La Iglesia católica, la misma que nos dictaba para hacer la comunión, la misma que está en centros educativos, la misma que crea toneladas de culpa en su discurso, que dicta el pecado y que otorga el perdón, es la que acumula cientos de pecados ocultos durante años. Su estamento barrió el escenario de aquellos horrores y crímenes y los ocultó bajo la alfombra.
Con el paso del tiempo, tenemos sobre la mesa dos de las grandes vergüenzas de la Iglesia. Los bebés robados del franquismo y los casos de pederastia son dos ejemplos máximos de vulneración de los derechos humanos dentro de la institución. Aunque se exponga a sus culpables y se repare parte de la dignidad de sus víctimas, nada podrá curar el inmenso trauma y horror que esos actos han supuesto en cientos de personas. Y eso que nunca llegaremos a saber la dimensión de la realidad, bien por desconocimiento o por miedo. No es fácil enfrentarse a un estamento sagrado en un país que, por mucho que diga en su Constitución que es aconfesional, tiene la buena consideración de las instituciones y la sociedad.
30.000 niños arrebatados de sus madres
En el caso de los bebés robados, iniciado en el franquismo, se calcula que unos 30.000 niños fueron arrebatados de sus madres, la mayoría republicanas, presidiarias o madres solteras. Pero aquello también ocurrió en democracia. En una denuncia, conocimos que en 1981, Purificación Betegón perdió a sus gemelas en la clínica Santa Cristina de Madrid. Teresa Gallardo, médico residente que atendió en el parto, concretó la existencia de un “protocolo” especial para atender a las embarazadas que enviaba la monja María Gómez Valbuena. Las marcaban con un “paciente sor María’” y se les ponía una anestesia para que la madre no oyese llorar al feto. Cuando despertaban, comunicaban que los bebés habían muerto. Así, se cerraba la misión, con el dolor de una madre de haber perdido unos hijos y el horror de un menor que nunca conocería a su verdadera madre. Una desaparición forzosa que durante años nadie reconocía, y donde la Iglesia entregaba a esos menores a familias “de bien”. Aquella religiosa, de 87 años, fue citada a declarar como imputada, pero no acudió al juzgado y falleció cuatro días después. Solo uno de los casos denunciados, el de Inés Madrigal, bebé robada por el doctor Vela, llegó a la justicia.
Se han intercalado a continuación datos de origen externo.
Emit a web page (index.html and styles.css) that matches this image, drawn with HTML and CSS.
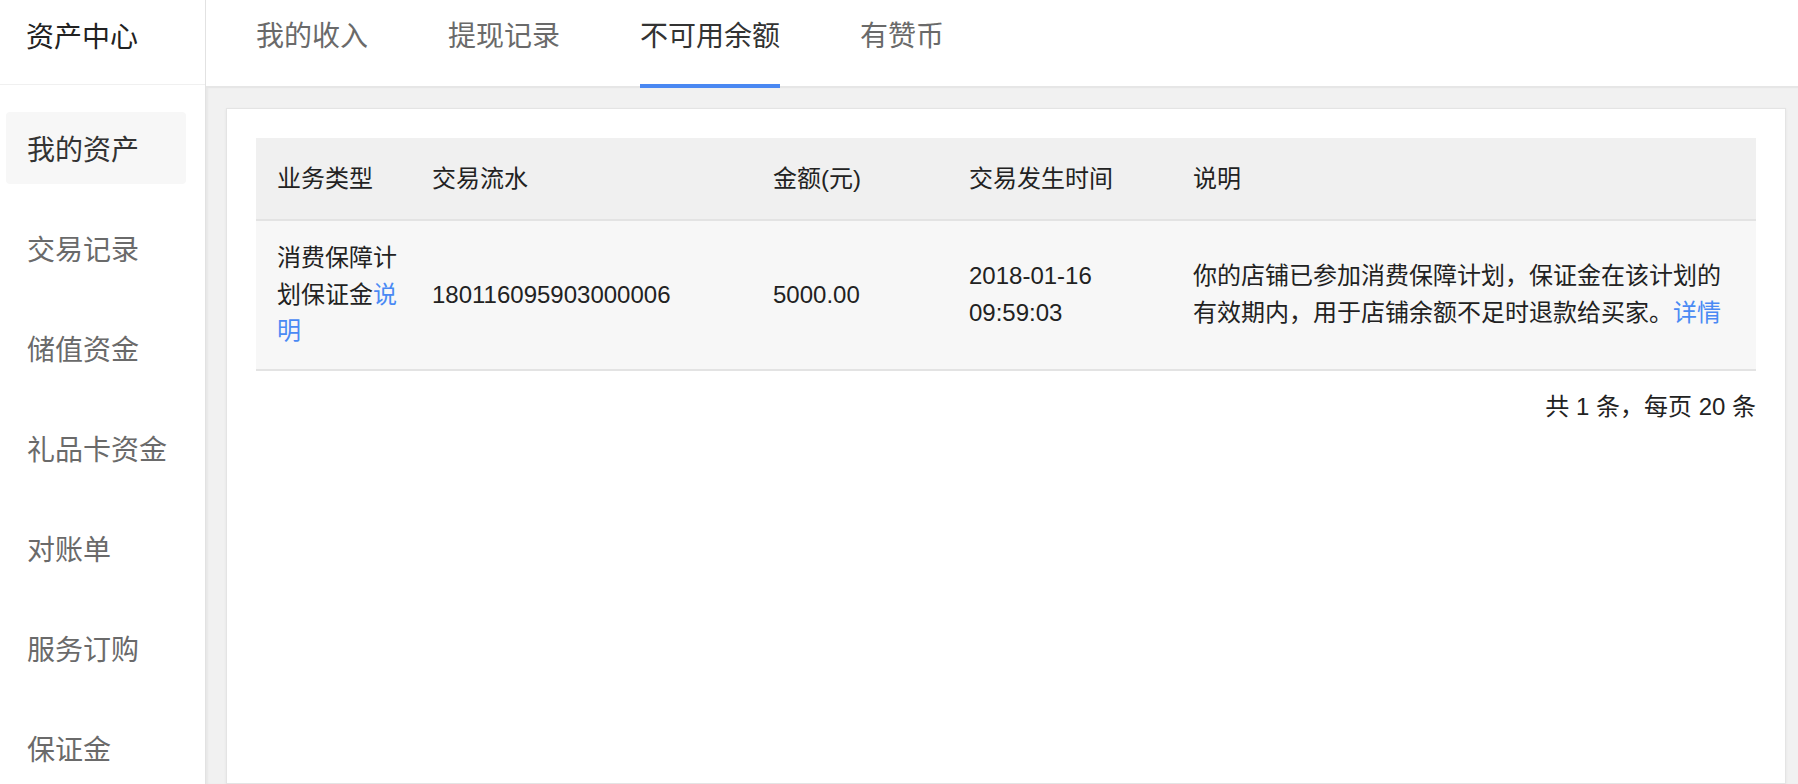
FILE: index.html
```html
<!DOCTYPE html>
<html lang="zh-CN">
<head>
<meta charset="utf-8">
<title>资产中心</title>
<link rel="stylesheet" href="styles.css">
</head>
<body>
<div class="app">
  <aside class="sidebar">
    <div class="brand">资产中心</div>
    <nav class="side-nav">
      <a class="side-item active">我的资产</a>
      <a class="side-item">交易记录</a>
      <a class="side-item">储值资金</a>
      <a class="side-item">礼品卡资金</a>
      <a class="side-item">对账单</a>
      <a class="side-item">服务订购</a>
      <a class="side-item">保证金</a>
    </nav>
  </aside>
  <main class="main">
    <div class="tabs">
      <a class="tab">我的收入</a>
      <a class="tab">提现记录</a>
      <a class="tab active">不可用余额</a>
      <a class="tab">有赞币</a>
    </div>
    <div class="content">
      <section class="card">
        <table class="table">
          <colgroup>
            <col class="c1"><col class="c2"><col class="c3"><col class="c4"><col class="c5">
          </colgroup>
          <thead>
            <tr>
              <th>业务类型</th>
              <th>交易流水</th>
              <th>金额(元)</th>
              <th>交易发生时间</th>
              <th>说明</th>
            </tr>
          </thead>
          <tbody>
            <tr>
              <td>消费保障计划保证金<a class="link">说明</a></td>
              <td>180116095903000006</td>
              <td>5000.00</td>
              <td>2018-01-16 09:59:03</td>
              <td>你的店铺已参加消费保障计划，保证金在该计划的有效期内，用于店铺余额不足时退款给买家。<a class="link">详情</a></td>
            </tr>
          </tbody>
        </table>
        <div class="pager">共 1 条，每页 20 条</div>
      </section>
    </div>
  </main>
</div>
</body>
</html>
```

FILE: styles.css
```css
* {
  box-sizing: border-box;
}

html, body {
  margin: 0;
  padding: 0;
  height: 100%;
  overflow: hidden;
}

body {
  font-family: "Liberation Sans", "Noto Sans CJK SC", sans-serif;
  color: #333;
  background: #fff;
}

a {
  text-decoration: none;
  cursor: pointer;
}

.app {
  display: flex;
  height: 784px;
}

/* Sidebar */
.sidebar {
  width: 206px;
  flex: 0 0 206px;
  border-right: 1px solid #e2e2e2;
  background: #fff;
  display: flex;
  flex-direction: column;
}

.brand {
  height: 87px;
  border-bottom: 1px solid #f0f0f0;
  padding: 18px 0 0 26px;
  font-size: 28px;
  line-height: 40px;
  color: #222;
}

.side-nav {
  display: flex;
  flex-direction: column;
  gap: 28px;
  padding: 27px 19px 0 6px;
}

.side-item {
  display: flex;
  align-items: center;
  height: 72px;
  padding-left: 21px;
  border-radius: 4px;
  font-size: 28px;
  color: #6a6a6a;
}

.side-item.active {
  background: #f7f7f7;
  color: #333;
}

/* Main */
.main {
  flex: 1;
  display: flex;
  flex-direction: column;
  min-width: 0;
}

.tabs {
  height: 88px;
  flex: 0 0 88px;
  display: flex;
  gap: 80px;
  padding-left: 50px;
  border-bottom: 2px solid #e6e6e6;
  background: #fff;
}

.tab {
  height: 88px;
  margin-bottom: -2px;
  padding-top: 17px;
  font-size: 28px;
  line-height: 40px;
  color: #6a6a6a;
  border-bottom: 4px solid transparent;
}

.tab.active {
  color: #333;
  border-bottom-color: #4a88f2;
}

.content {
  flex: 1;
  background: #f1f1f1;
  padding: 20px 12px 0 20px;
  box-shadow: inset 2px 0 2px rgba(0, 0, 0, 0.04);
}

.card {
  height: 100%;
  background: #fff;
  border: 1px solid #e4e4e4;
  box-shadow: 0 1px 3px rgba(0, 0, 0, 0.06);
  padding: 29px 29px 0 29px;
}

.table {
  width: 100%;
  border-collapse: collapse;
  table-layout: fixed;
  font-size: 24px;
  color: #222;
}

.c1 { width: 155px; }
.c2 { width: 341px; }
.c3 { width: 196px; }
.c4 { width: 224px; }
.c5 { width: auto; }

.table th {
  height: 82px;
  background: #f0f0f0;
  border-bottom: 2px solid #e3e3e3;
  text-align: left;
  font-weight: normal;
  padding: 0 0 0 21px;
  line-height: 36px;
}

.table td {
  height: 150px;
  background: #f7f7f7;
  border-bottom: 2px solid #e3e3e3;
  padding: 0 0 0 21px;
  line-height: 36.7px;
  vertical-align: middle;
  word-break: break-all;
}

.table th:last-child,
.table td:last-child {
  padding-right: 21px;
}

.table td:nth-child(4) {
  word-break: normal;
}

.link {
  color: #4a8af4;
}

.pager {
  text-align: right;
  font-size: 24px;
  line-height: 36px;
  padding-top: 18px;
  color: #222;
}
```
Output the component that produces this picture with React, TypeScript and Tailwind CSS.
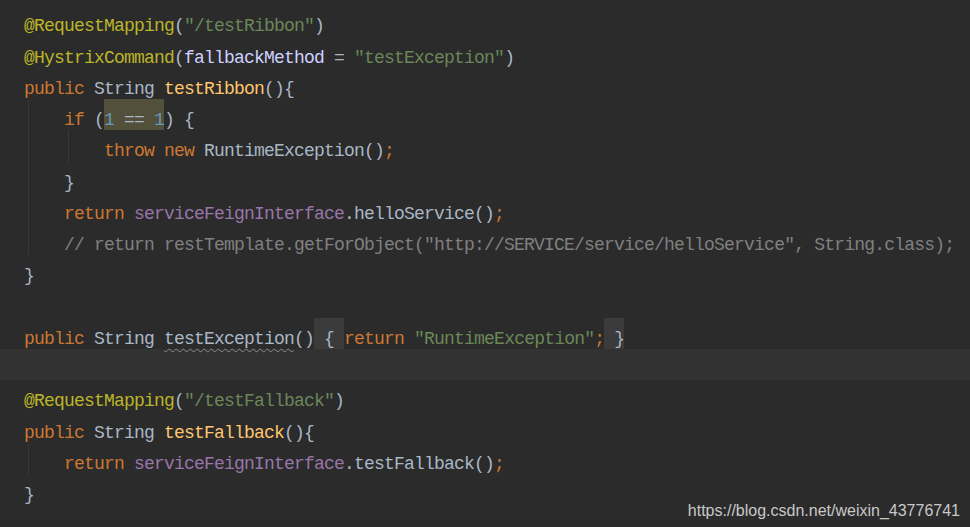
import React from "react";

type Tok = { t: string; c: string; extra?: string };

const DEF = "text-[#a9b7c6]";
const KW = "text-[#cc7832]";
const ANN = "text-[#bbb529]";
const STR = "text-[#6a8759]";
const ATTR = "text-[#d0d0ff]";
const METH = "text-[#ffc66d]";
const FIELD = "text-[#9876aa]";
const NUM = "text-[#6897bb]";
const COM = "text-[#808080]";

function T({ tok }: { tok: Tok }) {
  return (
    <span className={`whitespace-pre pt-[11px] leading-[20px] ${tok.c} ${tok.extra ?? ""}`}>
      {tok.t}
    </span>
  );
}

function Guide() {
  return (
    <span className="w-[40px] shrink-0 pl-[4px]">
      <span className="block h-full w-px bg-[#383838]" />
    </span>
  );
}

function Row({
  guides = 0,
  toks = [],
  current = false,
}: {
  guides?: number;
  toks?: Tok[];
  current?: boolean;
}) {
  return (
    <div className={`flex h-[31.25px] pl-[24px] ${current ? "bg-[#323232]" : ""}`}>
      {Array.from({ length: guides }).map((_, i) => (
        <Guide key={i} />
      ))}
      {toks.map((tok, i) => (
        <T key={i} tok={tok} />
      ))}
    </div>
  );
}

export default function App() {
  const HL = "bg-[#52503a]";
  const FOLD = "bg-[#3b3b3b]";
  return (
    <div
      className="relative w-[970px] h-[527px] overflow-hidden bg-[#2b2b2b] pt-[5.25px] text-[18px] tracking-[-0.8px]"
      style={{ fontFamily: '"Liberation Mono", "DejaVu Sans Mono", monospace' }}
    >
      <Row
        toks={[
          { t: "@RequestMapping", c: ANN },
          { t: "(", c: DEF },
          { t: '"/testRibbon"', c: STR },
          { t: ")", c: DEF },
        ]}
      />
      <Row
        toks={[
          { t: "@HystrixCommand", c: ANN },
          { t: "(", c: DEF },
          { t: "fallbackMethod", c: ATTR },
          { t: " = ", c: DEF },
          { t: '"testException"', c: STR },
          { t: ")", c: DEF },
        ]}
      />
      <Row
        toks={[
          { t: "public ", c: KW },
          { t: "String ", c: DEF },
          { t: "testRibbon", c: METH },
          { t: "(){", c: DEF },
        ]}
      />
      <Row
        guides={1}
        toks={[
          { t: "if ", c: KW },
          { t: "(", c: DEF },
          { t: "1", c: NUM, extra: HL },
          { t: " == ", c: DEF, extra: HL },
          { t: "1", c: NUM, extra: HL },
          { t: ") {", c: DEF },
        ]}
      />
      <Row
        guides={2}
        toks={[
          { t: "throw new ", c: KW },
          { t: "RuntimeException()", c: DEF },
          { t: ";", c: KW },
        ]}
      />
      <Row guides={1} toks={[{ t: "}", c: DEF }]} />
      <Row
        guides={1}
        toks={[
          { t: "return ", c: KW },
          { t: "serviceFeignInterface", c: FIELD },
          { t: ".helloService()", c: DEF },
          { t: ";", c: KW },
        ]}
      />
      <Row
        guides={1}
        toks={[
          {
            t: '// return restTemplate.getForObject("http://SERVICE/service/helloService", String.class);',
            c: COM,
          },
        ]}
      />
      <Row toks={[{ t: "}", c: DEF }]} />
      <Row />
      <Row
        toks={[
          { t: "public ", c: KW },
          { t: "String ", c: DEF },
          {
            t: "testException",
            c: DEF,
            extra: "underline decoration-wavy decoration-[#8c8c8c] decoration-1 underline-offset-[4px]",
          },
          { t: "()", c: DEF },
          { t: " { ", c: DEF, extra: FOLD },
          { t: "return ", c: KW },
          { t: '"RuntimeException"', c: STR },
          { t: ";", c: KW },
          { t: " }", c: DEF, extra: FOLD },
        ]}
      />
      <Row current />
      <Row
        toks={[
          { t: "@RequestMapping", c: ANN },
          { t: "(", c: DEF },
          { t: '"/testFallback"', c: STR },
          { t: ")", c: DEF },
        ]}
      />
      <Row
        toks={[
          { t: "public ", c: KW },
          { t: "String ", c: DEF },
          { t: "testFallback", c: METH },
          { t: "(){", c: DEF },
        ]}
      />
      <Row
        guides={1}
        toks={[
          { t: "return ", c: KW },
          { t: "serviceFeignInterface", c: FIELD },
          { t: ".testFallback()", c: DEF },
          { t: ";", c: KW },
        ]}
      />
      <Row toks={[{ t: "}", c: DEF }]} />

      <div
        className="absolute right-[10px] bottom-[8px] text-[16px] tracking-normal text-[#c8c8c8] leading-none"
        style={{ fontFamily: '"Liberation Sans", Arial, sans-serif' }}
      >
        https://blog.csdn.net/weixin_43776741
      </div>
    </div>
  );
}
El 99% de los casos están archivados. Un libro de la antropóloga Neus Roig detallaba cómo esta trama se extendió hasta 1996 y cómo aquel dinero que recibían tras el robo se hacía pasar por donaciones o limosnas. Todo, en nombre de Dios.
Abusos sexuales a menores
A estos casos espantosos, se une otro de igual envergadura imposible de cuantificar: los abusos sexuales a menores dentro de la Iglesia. Durante tiempo esos menores relataron auténticos espantos vividos, testimonios anulados frente a la buena imagen de la institución.
Las últimas víctimas conocidas son las del Monasterio de Montserrat (Barcelona) y señalan al monje Andreu Soler, fallecido hace 11 años. No es solo un pequeño caso. Un informe sobre abusos sexuales apunta que hay unas 100.000 víctimas de curas y religiosos en el mundo. Ha sido sistemático. La respuesta fue silenciar, trasladar a sus responsables a otras iglesias o mandarlos bien lejos, a misiones. Se dice que el Vaticano ahora, con el papa Francisco, anda molesto por el escaso interés de la Comisión creada por la Conferencia Episcopal y considera que ha sido un lavado de imagen.
El Gobierno ha solicitado a la Fiscalía información sobre los casos abiertos de pederastia en la Iglesia, aunque lo que se reciba nunca será el grueso de estos delitos. La mayoría no llegaron a la justicia civil sino que se instruyen en procesos eclesiásticos. Es decir, obispos y superiores religiosos se han encargado de juzgar, dictar indemnizaciones o de encubrir, en la mayoría de los casos. Todo queda en casa.
En los dos casos, las víctimas son las únicas con la dignidad suficiente para hablar y gracias a ellas se ha levantado la alfombra que acumula cientos de vergüenzas. Porque hay otras muchas, como la complicidad con regímenes autoritarios o el papel clave y central que tuvo en todo el desarrollo del franquismo. Solo con estas dos situaciones que contemplo aquí, la Iglesia debería pedir perdón toda su vida. Y yo, que carezco de fe, solo pido que si de verdad existiese un juicio final, estos responsables hayan vivido allí un mínimo del miedo pavoroso que llegaron a sentir sus víctimas. Yo creo que no existe pero, al menos, voy a usar de consuelo el que pueda ocurrir algo de justicia divina.